**DATASET EXCERPT:**
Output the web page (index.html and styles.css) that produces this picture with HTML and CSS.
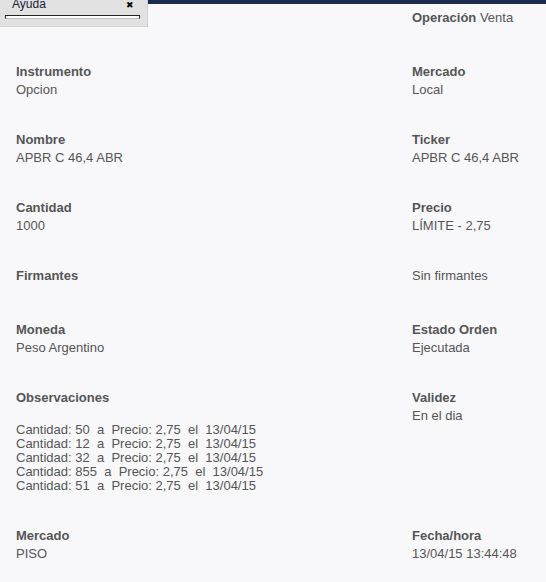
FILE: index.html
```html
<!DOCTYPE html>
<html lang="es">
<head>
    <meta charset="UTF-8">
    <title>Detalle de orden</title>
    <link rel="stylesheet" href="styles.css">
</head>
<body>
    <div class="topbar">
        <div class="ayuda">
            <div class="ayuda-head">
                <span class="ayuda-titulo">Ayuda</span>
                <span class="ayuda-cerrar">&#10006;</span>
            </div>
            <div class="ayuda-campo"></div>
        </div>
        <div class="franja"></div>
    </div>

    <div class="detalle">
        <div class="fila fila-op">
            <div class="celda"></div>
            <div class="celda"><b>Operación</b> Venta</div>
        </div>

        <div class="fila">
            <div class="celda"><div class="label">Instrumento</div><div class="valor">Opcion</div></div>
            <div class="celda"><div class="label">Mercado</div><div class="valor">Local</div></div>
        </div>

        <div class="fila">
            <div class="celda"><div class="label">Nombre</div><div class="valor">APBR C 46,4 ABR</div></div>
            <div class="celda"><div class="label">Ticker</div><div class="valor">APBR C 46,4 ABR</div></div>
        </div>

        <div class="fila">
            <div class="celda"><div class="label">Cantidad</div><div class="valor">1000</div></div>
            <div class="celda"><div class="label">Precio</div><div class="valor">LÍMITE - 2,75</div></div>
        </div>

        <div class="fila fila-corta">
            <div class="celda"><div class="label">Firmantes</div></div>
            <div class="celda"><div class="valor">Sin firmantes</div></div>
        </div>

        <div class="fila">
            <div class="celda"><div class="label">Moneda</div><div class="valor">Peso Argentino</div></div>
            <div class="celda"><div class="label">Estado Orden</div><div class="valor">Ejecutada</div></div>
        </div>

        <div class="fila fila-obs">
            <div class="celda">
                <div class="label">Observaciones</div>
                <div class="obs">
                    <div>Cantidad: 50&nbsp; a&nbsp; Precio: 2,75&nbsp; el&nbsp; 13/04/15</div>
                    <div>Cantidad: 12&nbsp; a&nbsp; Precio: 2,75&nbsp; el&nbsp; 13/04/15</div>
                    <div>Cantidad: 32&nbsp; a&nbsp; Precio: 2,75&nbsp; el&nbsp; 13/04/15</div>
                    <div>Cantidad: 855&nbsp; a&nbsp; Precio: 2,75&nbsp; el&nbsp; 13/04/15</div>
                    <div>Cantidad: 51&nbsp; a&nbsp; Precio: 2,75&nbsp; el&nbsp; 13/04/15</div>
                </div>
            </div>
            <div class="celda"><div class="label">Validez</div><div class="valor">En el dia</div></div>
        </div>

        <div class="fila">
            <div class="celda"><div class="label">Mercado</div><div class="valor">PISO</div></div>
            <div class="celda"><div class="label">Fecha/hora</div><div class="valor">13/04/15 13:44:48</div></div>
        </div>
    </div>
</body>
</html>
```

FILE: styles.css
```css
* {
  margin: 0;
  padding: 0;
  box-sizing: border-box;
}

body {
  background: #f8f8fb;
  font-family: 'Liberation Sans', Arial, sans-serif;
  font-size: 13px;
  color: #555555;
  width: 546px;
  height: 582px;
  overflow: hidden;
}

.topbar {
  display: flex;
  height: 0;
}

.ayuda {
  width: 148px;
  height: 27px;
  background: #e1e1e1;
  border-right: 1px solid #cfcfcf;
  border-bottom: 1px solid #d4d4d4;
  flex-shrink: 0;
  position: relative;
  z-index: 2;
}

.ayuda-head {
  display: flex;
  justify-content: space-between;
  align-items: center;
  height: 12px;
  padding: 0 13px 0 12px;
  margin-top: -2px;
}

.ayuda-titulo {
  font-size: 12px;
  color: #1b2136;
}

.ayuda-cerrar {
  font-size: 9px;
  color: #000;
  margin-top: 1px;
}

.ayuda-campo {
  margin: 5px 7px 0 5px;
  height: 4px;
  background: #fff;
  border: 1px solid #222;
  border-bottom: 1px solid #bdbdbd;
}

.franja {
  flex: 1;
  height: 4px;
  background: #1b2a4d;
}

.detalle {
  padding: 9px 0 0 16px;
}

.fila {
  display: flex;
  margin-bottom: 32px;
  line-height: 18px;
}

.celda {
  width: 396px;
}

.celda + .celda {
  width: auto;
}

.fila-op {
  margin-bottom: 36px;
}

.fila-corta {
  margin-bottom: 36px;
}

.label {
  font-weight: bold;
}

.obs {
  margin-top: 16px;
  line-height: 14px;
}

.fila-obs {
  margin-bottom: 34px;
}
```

**SHORT TASK:** Using the material above, set down every line exactly, but skip the pictures.

**WRITTEN REPLY:**
Output the web page (index.html and styles.css) that produces this picture with HTML and CSS.
FILE: index.html
```html
<!DOCTYPE html>
<html lang="es">
<head>
    <meta charset="UTF-8">
    <title>Detalle de orden</title>
    <link rel="stylesheet" href="styles.css">
</head>
<body>
    <div class="topbar">
        <div class="ayuda">
            <div class="ayuda-head">
                <span class="ayuda-titulo">Ayuda</span>
                <span class="ayuda-cerrar">&#10006;</span>
            </div>
            <div class="ayuda-campo"></div>
        </div>
        <div class="franja"></div>
    </div>

    <div class="detalle">
        <div class="fila fila-op">
            <div class="celda"></div>
            <div class="celda"><b>Operación</b> Venta</div>
        </div>

        <div class="fila">
            <div class="celda"><div class="label">Instrumento</div><div class="valor">Opcion</div></div>
            <div class="celda"><div class="label">Mercado</div><div class="valor">Local</div></div>
        </div>

        <div class="fila">
            <div class="celda"><div class="label">Nombre</div><div class="valor">APBR C 46,4 ABR</div></div>
            <div class="celda"><div class="label">Ticker</div><div class="valor">APBR C 46,4 ABR</div></div>
        </div>

        <div class="fila">
            <div class="celda"><div class="label">Cantidad</div><div class="valor">1000</div></div>
            <div class="celda"><div class="label">Precio</div><div class="valor">LÍMITE - 2,75</div></div>
        </div>

        <div class="fila fila-corta">
            <div class="celda"><div class="label">Firmantes</div></div>
            <div class="celda"><div class="valor">Sin firmantes</div></div>
        </div>

        <div class="fila">
            <div class="celda"><div class="label">Moneda</div><div class="valor">Peso Argentino</div></div>
            <div class="celda"><div class="label">Estado Orden</div><div class="valor">Ejecutada</div></div>
        </div>

        <div class="fila fila-obs">
            <div class="celda">
                <div class="label">Observaciones</div>
                <div class="obs">
                    <div>Cantidad: 50&nbsp; a&nbsp; Precio: 2,75&nbsp; el&nbsp; 13/04/15</div>
                    <div>Cantidad: 12&nbsp; a&nbsp; Precio: 2,75&nbsp; el&nbsp; 13/04/15</div>
                    <div>Cantidad: 32&nbsp; a&nbsp; Precio: 2,75&nbsp; el&nbsp; 13/04/15</div>
                    <div>Cantidad: 855&nbsp; a&nbsp; Precio: 2,75&nbsp; el&nbsp; 13/04/15</div>
                    <div>Cantidad: 51&nbsp; a&nbsp; Precio: 2,75&nbsp; el&nbsp; 13/04/15</div>
                </div>
            </div>
            <div class="celda"><div class="label">Validez</div><div class="valor">En el dia</div></div>
        </div>

        <div class="fila">
            <div class="celda"><div class="label">Mercado</div><div class="valor">PISO</div></div>
            <div class="celda"><div class="label">Fecha/hora</div><div class="valor">13/04/15 13:44:48</div></div>
        </div>
    </div>
</body>
</html>
```

FILE: styles.css
```css
* {
  margin: 0;
  padding: 0;
  box-sizing: border-box;
}

body {
  background: #f8f8fb;
  font-family: 'Liberation Sans', Arial, sans-serif;
  font-size: 13px;
  color: #555555;
  width: 546px;
  height: 582px;
  overflow: hidden;
}

.topbar {
  display: flex;
  height: 0;
}

.ayuda {
  width: 148px;
  height: 27px;
  background: #e1e1e1;
  border-right: 1px solid #cfcfcf;
  border-bottom: 1px solid #d4d4d4;
  flex-shrink: 0;
  position: relative;
  z-index: 2;
}

.ayuda-head {
  display: flex;
  justify-content: space-between;
  align-items: center;
  height: 12px;
  padding: 0 13px 0 12px;
  margin-top: -2px;
}

.ayuda-titulo {
  font-size: 12px;
  color: #1b2136;
}

.ayuda-cerrar {
  font-size: 9px;
  color: #000;
  margin-top: 1px;
}

.ayuda-campo {
  margin: 5px 7px 0 5px;
  height: 4px;
  background: #fff;
  border: 1px solid #222;
  border-bottom: 1px solid #bdbdbd;
}

.franja {
  flex: 1;
  height: 4px;
  background: #1b2a4d;
}

.detalle {
  padding: 9px 0 0 16px;
}

.fila {
  display: flex;
  margin-bottom: 32px;
  line-height: 18px;
}

.celda {
  width: 396px;
}

.celda + .celda {
  width: auto;
}

.fila-op {
  margin-bottom: 36px;
}

.fila-corta {
  margin-bottom: 36px;
}

.label {
  font-weight: bold;
}

.obs {
  margin-top: 16px;
  line-height: 14px;
}

.fila-obs {
  margin-bottom: 34px;
}
```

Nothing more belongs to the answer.